_Exercise aim_:
List all lines of the data that include the string "table".

_Data section_:

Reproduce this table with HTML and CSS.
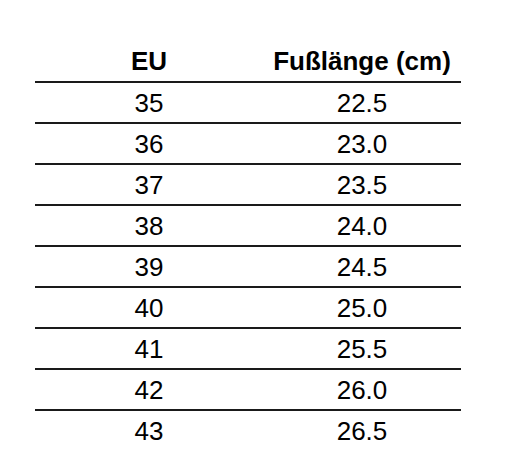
FILE: index.html
```html
<!DOCTYPE html>
<html lang="de">
<head>
<meta charset="utf-8">
<title>Größentabelle</title>
<link rel="stylesheet" href="styles.css">
</head>
<body>
<table class="size-table">
  <thead>
    <tr><th class="col-eu">EU</th><th class="col-len">Fußlänge (cm)</th></tr>
  </thead>
  <tbody>
    <tr><td>35</td><td>22.5</td></tr>
    <tr><td>36</td><td>23.0</td></tr>
    <tr><td>37</td><td>23.5</td></tr>
    <tr><td>38</td><td>24.0</td></tr>
    <tr><td>39</td><td>24.5</td></tr>
    <tr><td>40</td><td>25.0</td></tr>
    <tr><td>41</td><td>25.5</td></tr>
    <tr><td>42</td><td>26.0</td></tr>
    <tr><td>43</td><td>26.5</td></tr>
  </tbody>
</table>
</body>
</html>
```
FILE: styles.css
```css
html, body {
  margin: 0;
  padding: 0;
  background: #ffffff;
}
body {
  padding: 42px 0 0 35px;
  font-family: "Liberation Sans", Arial, sans-serif;
  color: #000;
}
.size-table {
  border-collapse: collapse;
  width: 426px;
  table-layout: fixed;
}
.col-eu { width: 228px; }
.col-len { width: 198px; }
.size-table th,
.size-table td {
  padding: 0;
  text-align: center;
  font-size: 26px;
  white-space: nowrap;
}
.size-table th {
  font-weight: bold;
  height: 39px;
  line-height: 39px;
  border-bottom: 2px solid #1a1a1a;
  box-sizing: border-box;
}
.size-table td {
  height: 39px;
  line-height: 37px;
  padding-top: 2px;
  box-sizing: border-box;
  border-bottom: 2px solid #1a1a1a;
}
.size-table tbody tr:last-child td {
  border-bottom: none;
}
```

_Exercise solution_:
Reproduce this table with HTML and CSS.
<table class="size-table">
</table>
.size-table {
  table-layout: fixed;
.size-table th,
.size-table td {
.size-table th {
.size-table td {
.size-table tbody tr:last-child td {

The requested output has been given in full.